Which of these is correct? Are these elections a precursor of the way the mood will swing in 2014? Has corruption become the key issue? Is this, indeed, Narendra Modi’s semi-final victory, a signal of the triumph to come? Or, as the Congress appears to suggest, these results are indicative of specific factors in each state, and not indicative of the nation’s mood?

Actually, the reality may be that all of them are partially correct. The anti-incumbency factor, particularly against the Congress-led regime at the centre, has definitely played a part. This is reflected in not just the record turnout of voters witnessed in all the states which went to polls, but also in the decimation of the Congress in Delhi, where it has been in power for 15 years. However, one cannot conclude that this was the sole factor, since the BJP was the incumbent government in Madhya Pradesh.

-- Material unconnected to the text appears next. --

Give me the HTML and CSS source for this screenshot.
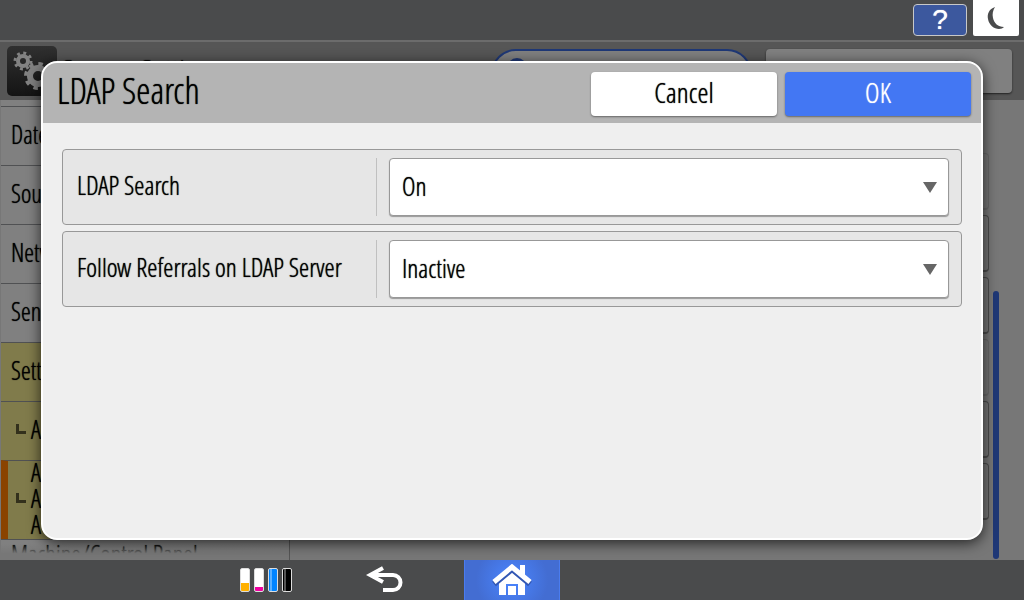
FILE: index.html
```html
<!DOCTYPE html>
<html lang="en">
<head>
    <meta charset="UTF-8">
    <meta name="viewport" content="width=device-width, initial-scale=1.0">
    <title>LDAP Search</title>
    <link rel="stylesheet" href="styles.css">
</head>
<body>
    <header class="topbar">
        <button class="help" type="button" aria-label="Help">?</button>
        <button class="sleep" type="button" aria-label="Sleep">
            <svg width="18" height="24" viewBox="0 0 18 24"><path d="M8 1C2 3 0 8 1 13c1 6 6 10 11 10 2 0 4-1 5-2C11 21 7 17 6 12 5 8 6 4 8 1z" fill="#4a4b4c"/></svg>
        </button>
    </header>

    <!-- Settings screen, dimmed behind the dialog -->
    <div class="screen">
        <div class="screen-head">
            <span class="app-icon">
                <svg width="50" height="50" viewBox="0 0 50 50">
                    <g fill="none" stroke="#828282">
                        <circle cx="16" cy="15" r="5" stroke-width="4"/>
                        <circle cx="16" cy="15" r="8" stroke-width="3" stroke-dasharray="2.900 3.383"/>
                        <circle cx="31" cy="30" r="8" stroke-width="6"/>
                        <circle cx="31" cy="30" r="12" stroke-width="4" stroke-dasharray="4.400 5.025"/>
                    </g>
                </svg>
            </span>
            <h2 class="app-title">System Settings</h2>
            <div class="search">
                <svg width="24" height="24" viewBox="0 0 24 24"><circle cx="11" cy="10" r="8" fill="none" stroke="#1f3876" stroke-width="4"/></svg>
            </div>
            <button class="head-button" type="button">Machine Code Info</button>
        </div>
        <div class="screen-body">
            <nav class="menu">
                <a class="item" href="#">Date</a>
                <a class="item" href="#">Sound</a>
                <a class="item" href="#">Network</a>
                <a class="item" href="#">Send</a>
                <a class="item open" href="#">Settings</a>
                <a class="item open sub" href="#">A</a>
                <a class="item open sub current" href="#">A<br>A<br>A</a>
                <a class="item last" href="#">Machine/Control Panel</a>
            </nav>
            <div class="options">
                <div class="option faint"></div>
                <div class="option"></div>
                <div class="option"></div>
                <div class="option faint"></div>
                <div class="option"></div>
                <div class="option"></div>
            </div>
            <div class="scrollbar"></div>
        </div>
    </div>

    <footer class="navbar">
        <div class="nav-left">
            <div class="toners">
                <span class="toner yellow"></span>
                <span class="toner magenta"></span>
                <span class="toner cyan"></span>
                <span class="toner black"></span>
            </div>
            <button class="back" type="button" aria-label="Back">
                <svg width="37" height="28" viewBox="0 0 37 28"><path d="M4 9h23a7 7 0 0 1 0 15H17M17 2L4 9l13 7" fill="none" stroke="#fff" stroke-width="4"/></svg>
            </button>
        </div>
        <button class="home" type="button" aria-label="Home">
            <svg width="40" height="32" viewBox="0 0 40 32">
                <path d="M28 1h5v14h-5z" fill="#fff"/>
                <path d="M20 8l13 11v12h-7V20H14v11H7V19z" fill="#fff"/>
                <path d="M16 22h8v9h-8z" fill="#fff"/>
                <path d="M2 20L20 5l18 15" fill="none" stroke="#3358b4" stroke-width="6"/>
                <path d="M2 18L20 3l18 15" fill="none" stroke="#fff" stroke-width="5"/>
            </svg>
        </button>
    </footer>

    <form class="dialog" role="dialog" aria-labelledby="dialog-title">
        <div class="dialog-head">
            <h1 id="dialog-title">LDAP Search</h1>
            <button class="btn" type="button">Cancel</button>
            <button class="btn primary" type="submit">OK</button>
        </div>
        <div class="dialog-body">
            <div class="field">
                <label for="ldap">LDAP Search</label>
                <div class="select">
                    <select id="ldap">
                        <option>On</option>
                        <option>Off</option>
                    </select>
                </div>
            </div>
            <div class="field">
                <label for="referrals">Follow Referrals on LDAP Server</label>
                <div class="select">
                    <select id="referrals">
                        <option>Inactive</option>
                        <option>Active</option>
                    </select>
                </div>
            </div>
        </div>
    </form>
</body>
</html>
```
FILE: styles.css
```css
* {
    box-sizing: border-box;
}
body {
    display: flex;
    flex-direction: column;
    height: 100vh;
    margin: 0;
    overflow: hidden;
    background: #4a4b4c;
    color: #000;
    font-family: "Open Sans Condensed Light", "Noto Sans Condensed", "Liberation Sans Narrow", "Liberation Sans", sans-serif;
    font-size: 26px;
    text-shadow: 0 0 1px currentColor;
}
button,
select {
    font: inherit;
    color: inherit;
    text-shadow: inherit;
    border: none;
    padding: 0;
}
h1,
h2 {
    margin: 0;
    font-weight: inherit;
}
svg {
    display: block;
}

/* top bar */
.topbar {
    display: flex;
    justify-content: flex-end;
    align-items: flex-start;
    gap: 6px;
    height: 40px;
    flex: none;
    padding-right: 5px;
}
.help {
    width: 54px;
    height: 32px;
    margin-top: 4px;
    background: #3c589e;
    border: 1px solid #c8c8c8;
    border-radius: 4px;
    color: #fff;
    font-family: "Liberation Sans", sans-serif;
    font-size: 28px;
    line-height: 28px;
}
.sleep {
    display: grid;
    place-items: center;
    width: 46px;
    height: 36px;
    background: #fff;
    border-radius: 0 0 2px 2px;
}

/* dimmed screen */
.screen {
    display: flex;
    flex-direction: column;
    flex: 1;
    min-height: 0;
    background: #777;
}
.screen-head {
    display: flex;
    align-items: flex-start;
    flex: none;
    height: 60px;
    padding: 4px 12px 0 7px;
    border-top: 2px solid #6c6c6c;
    background: #565656;
}
.app-icon {
    width: 50px;
    height: 50px;
    border-radius: 5px;
    background: linear-gradient(#303030, #141414);
}
.app-title {
    flex: 1;
    margin: 8px 0 0 4px;
    font-size: 32px;
    line-height: 32px;
}
.search {
    width: 261px;
    height: 50px;
    margin: 3px 14px 0 0;
    padding: 7px 13px;
    border: 2px solid #1f3876;
    border-radius: 25px;
    background: #808080;
}
.head-button {
    width: 246px;
    height: 44px;
    margin-top: 3px;
    border-radius: 4px;
    background: #808080;
    box-shadow: 0 1px 2px #222;
}
.screen-body {
    display: flex;
    flex: 1;
    min-height: 0;
    overflow: hidden;
}
.menu {
    position: relative;
    width: 289px;
    height: 100%;
    margin-left: 1px;
    padding-top: 6px;
    border-right: 1px solid #555;
    overflow: hidden;
    background: #808080;
}
.menu::after {
    content: "";
    position: absolute;
    inset: auto 0 0;
    height: 16px;
    background: linear-gradient(transparent, #777 60%);
}
.item {
    display: flex;
    align-items: center;
    height: 59px;
    padding: 0 0 4px 10px;
    border-top: 1px solid #505153;
    color: #000;
    font-size: 25px;
    line-height: 26px;
    text-decoration: none;
    white-space: nowrap;
}
.item.open {
    background: #807b4b;
}
.item.sub::before {
    content: "";
    width: 7px;
    height: 7px;
    margin: 0 5px;
    border: solid #33301c;
    border-width: 0 0 3px 3px;
}
.item.current {
    height: 79px;
    padding-left: 3px;
    border-left: 7px solid #8a4300;
}
.item.last {
    height: 32px;
}
.options {
    display: flex;
    flex-direction: column;
    gap: 5px;
    flex: 1;
    padding: 53px 4px 0 8px;
}
.option {
    flex: none;
    height: 57px;
    border: 1px solid #4c4c4c;
    border-bottom-width: 2px;
    border-radius: 4px;
}
.option.faint {
    border-color: #696969;
}
.scrollbar {
    align-self: flex-end;
    width: 6px;
    height: 268px;
    margin: 0 25px 1px 0;
    border-radius: 3px;
    background: #1f3876;
}

/* bottom bar */
.navbar {
    display: grid;
    grid-template-columns: 1fr 96px 1fr;
    flex: none;
    height: 40px;
}
.nav-left {
    display: flex;
    justify-content: flex-end;
    align-items: center;
    gap: 74px;
    padding-right: 61px;
}
.toners {
    display: flex;
    gap: 4px;
}
.toner {
    width: 10px;
    height: 24px;
    border: 1px solid #ddd;
    border-radius: 2px;
}
.yellow {
    background: linear-gradient(#fff 14px, #ffb000 14px);
}
.magenta {
    background: linear-gradient(#fff 18px, #f000a0 18px);
}
.cyan {
    background: linear-gradient(90deg, #0084ff 1px, #5ab0ff 1px 3px, #0084ff 3px);
}
.black {
    background: linear-gradient(90deg, #000 1px, #555 1px 3px, #000 3px);
}
.back {
    background: none;
}
.home {
    display: grid;
    place-items: center;
    background: radial-gradient(circle, #4a85ff, #436dd2 36px);
    border: solid #4a7cf0;
    border-width: 0 1px;
}

/* dialog */
.dialog {
    position: absolute;
    inset: 61px 41px 60px;
    display: flex;
    flex-direction: column;
    border: 2px solid #fff;
    border-radius: 16px;
    overflow: hidden;
    background: #efefef;
    box-shadow: 0 3px 14px rgba(0, 0, 0, 0.7);
}
.dialog-head {
    display: flex;
    align-items: center;
    gap: 8px;
    height: 60px;
    padding: 2px 10px 0 14px;
    background: #b4b4b4;
}
.dialog-head h1 {
    flex: 1;
    padding-bottom: 6px;
    font-size: 36px;
    line-height: 40px;
}
.btn {
    width: 186px;
    height: 44px;
    padding-bottom: 4px;
    border-radius: 4px;
    background: #fff;
    box-shadow: 0 1px 2px #666;
    font-size: 28px;
    line-height: 36px;
}
.btn.primary {
    background: #4377f3;
    color: #fff;
}
.dialog-body {
    display: flex;
    flex-direction: column;
    gap: 6px;
    padding: 26px 19px;
}
.field {
    display: flex;
    height: 76px;
    padding: 8px 12px 8px 14px;
    border: 1px solid #989898;
    border-radius: 4px;
    background: #e6e6e6;
}
.field label {
    display: flex;
    align-items: center;
    width: 300px;
    margin-right: 12px;
    padding-bottom: 4px;
    border-right: 1px solid #c0c0c0;
    white-space: nowrap;
}
.select {
    position: relative;
    flex: 1;
}
.select select {
    appearance: none;
    width: 100%;
    height: 58px;
    padding: 0 12px 2px;
    border: 1px solid #989898;
    border-radius: 4px;
    background: #fff;
    box-shadow: 0 1px 1px #989898;
}
.select::after {
    content: "";
    position: absolute;
    top: 24px;
    right: 12px;
    border: solid transparent;
    border-width: 11px 7px 0;
    border-top-color: #666;
    pointer-events: none;
}
```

It is also clear that the common man’s growing fatigue with lack of delivery on governance, the failure of the government to tackle inflation, and the growing stress on simply finding a viable means of living in a slowing economy, played a major part in this definitive search for an alternative.

This, combined with the widespread perception — fed by a succession of scams and scandals — that those in power were growing rich at the expense of the public clearly cost the Congress dearly, as demonstrated by not only its loss of power and seats, but the substantial erosion in the share of votes that it garnered.

For the BJP, there is as yet no clear-cut indication that Narendra Modi will be able to return it from the wilderness in the general elections. In Delhi, for instance, though it has emerged as the single largest party, it has not only failed to obtain a clear majority, but has actually lost share of vote compared with the previous election. In fact, it needs to introspect on how much the infighting and factionalism, as well as its inability to name a viable Chief Ministerial candidate till late in the fray, ended up costing it votes in the booth.

Leadership issues

In fact, the resounding win in Madhya Pradesh may well re-ignite the leadership debate within the party. Modi has been a polarising figure, not just with the electorate but within the party itself. The differences which were papered over by Modi’s crowd-pulling ability may well revive with many hoping that Shivraj Singh Chouhan, with his own impressive record of delivering at the hustings, combined with his own model of development — an alternative to Modinomics — and his perceived ability to deliver governance, may make him a more acceptable candidate, not just with voters, but with other political parties when it comes to the inevitable post-poll manoeuvres for support.

The Congress, too, has leadership issues of its own to contend with. The party being unable to publicly commit that Rahul Gandhi will indeed be its Prime Ministerial candidate, and its lack of credible leadership at the state and local levels, leave it with a mountain to climb before the next general election.

India Inc too, is likely to be more worried by the rise of AAP than it is willing to let on. Kejriwal’s nascent political party has already demonstrated that it has the ability to raise funds for elections in a transparent manner – and that it has managed to tap into an alternative source of funds as compared with the old-style political parties. If the bankrolling of the old school parties by business interests is the obverse, then surely, crony capitalism, and the extraction of benefits through patronage, is the reverse.

Competitive populism

The AAP’s shrill, almost one-point agenda of ‘sweeping out corruption’ — as symbolised by its evocative selection of a broom as its election symbol — would also indicate that it will also be against the kind of crony capitalism this represents. Its largely middle-class support base certainly thinks so. This makes the prospect, howsoever a distant one at present, of the AAP emerging as a significant player at the national level an uncomfortable one for those who have benefited from the present set-up.

The AAP may have proved its point that the electorate is fed up of the prevailing atmosphere of corruption and misgovernance. But the results have not made clear what the voters actually want as an alternative. In fact, the poll manifestoes of all parties — the AAP included — have been exercises in competitive populism. Whether the voters — particularly the millions of young voters who exercised their franchise for the first time in these elections — actually endorse this is by no means clear.

What is clear is that traditional vote bank politics, with the cynical calculations based on caste and money power which go with it, have been seriously tested. It has also been demonstrated — by the AAP — that it is possible to come up with an alternative method for raising campaign funds. These two factors alone are not merely the biggest takeaways from these elections, but the biggest cause for hope.